Adell was the second of three girls (Nita and Ruth). There were also two younger brothers, Edgar and Paul. Adell’s father, Edgar (Ed) Brumley, only had a 3rd grade education. He taught himself and in later years became a Justice of the Peace and even served on the County School Board. Ed Brumley was married to Minnie Hall Ballance who had even less education than her husband. Both parents strongly believed in education though and were determined all their children would graduate. And, all five did.
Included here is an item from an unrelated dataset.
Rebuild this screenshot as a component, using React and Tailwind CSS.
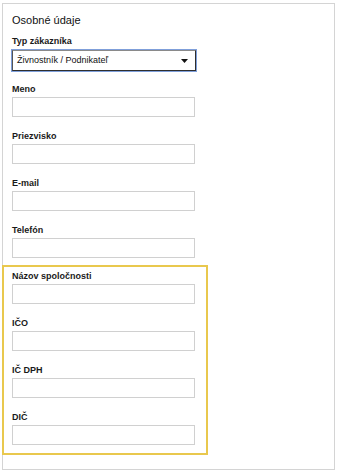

My mother began her teaching career in 1936, at Bayside School in Virginia. She boarded with a nice family during the week and returned to Knotts Island each weekend, transportation being provided by her young suitor, Bill Fentress. They married in 1940; Bill applied and was hired as an Apprentice at the Moon Engineering Shipyard in Norfolk. The newlyweds set up housekeeping and lived in the Norfolk area from 1940-1952. During this period of time, Bill and Adell welcomed two little girls into their family, but Adell also continued to teach. City life probably agreed more with my mother than with dad. By 1951 he had convinced Adell to return to Knotts Island. Both of his parents were now deceased; he had purchased the Fentress farm, was renting out the old home place, and had even set out 100 peach trees on the property. So, during the summer of 1951 our family moved again, for the final time, into a new home on Knotts Island. Bill farmed nights/weekends and worked a day job at Public Works Transportation at the Norfolk Naval Base. Soon he transferred to the Naval Air Station Oceana’s Transportation Department as a Heavy Duty Mechanic. Mom, after moving back to NC, was able to obtain an elementary teaching position at Creeds High School, then part of old Princess Anne County in VA. Then came an unexpected surprise in 1955; at age 42 Adell found herself pregnant. The rules in those days were very strict, nonnegotiable. A pregnant schoolteacher was expected to resign immediately. My mother went out, purchased several black dresses and some cute sweaters. She stuck a pin here, a scarf there. And taught until Christmas break. When mom told everyone that she wasn’t coming back and a baby was due in April, there was utter astonishment! On April 13, 1956, my parents welcomed their first son. When Adell did return to teaching, in the late 50’s, it was to the Knotts Island Elementary School. She taught the little ones until her retirement in the mid 70’s. It somehow seems appropriate that my mother could end her teaching career employed in the very school that Mr. Knapp, her benefactor of the 30’s, had built. My mother taught all three of her children during her career and even her first grandchild, Wendy Dawn.

Bill, Adell about 1974
Adell, Wendy Austin c. 1974

Those 100 peach trees that Bill had set out in the late 1940’s had turned into a "second" job for both of them. The little orchard had grown close to 1000 fruit trees in later years. Dad was known during the late 50’s until the mid 70’s as the Knotts Island Peach Man. His old green truck loaded down with peaches made the trips back and forth to Virginia Beach for many years. Mom complained that she never had a summer vacation from teaching because she was stuck in the orchard picking peaches all summer! My job as a teen was to help pick Mon-Wed-Fri and then load the truck and meet my Dad at Oceana when he got off from work. We would head for the roadside stands or the large grocery stores of that era - BeLo, Colonial Stores, and Giant- to unload the delicious peaches. Each container sold for $3 - $4. And, I made the huge sum of $15 a week! My sister did all the housework and cared for the little terror, brother Billy! She made the same salary (she should have made more). If it were an extra busy peach picking day, my sister and Ralph Ansell (one of Dad’s peach employees) would drive the truck to the Beach and deliver an early load of peaches. Those were especially fun trips for those two, filled with lively discussions of Island gossip, both past and present.

Bill and Adell’s children were Carolyn Sue (b. 1/14/42), Judy Alice (b. 8/25/43) and William Rosser, Jr. (b. 4/13/56).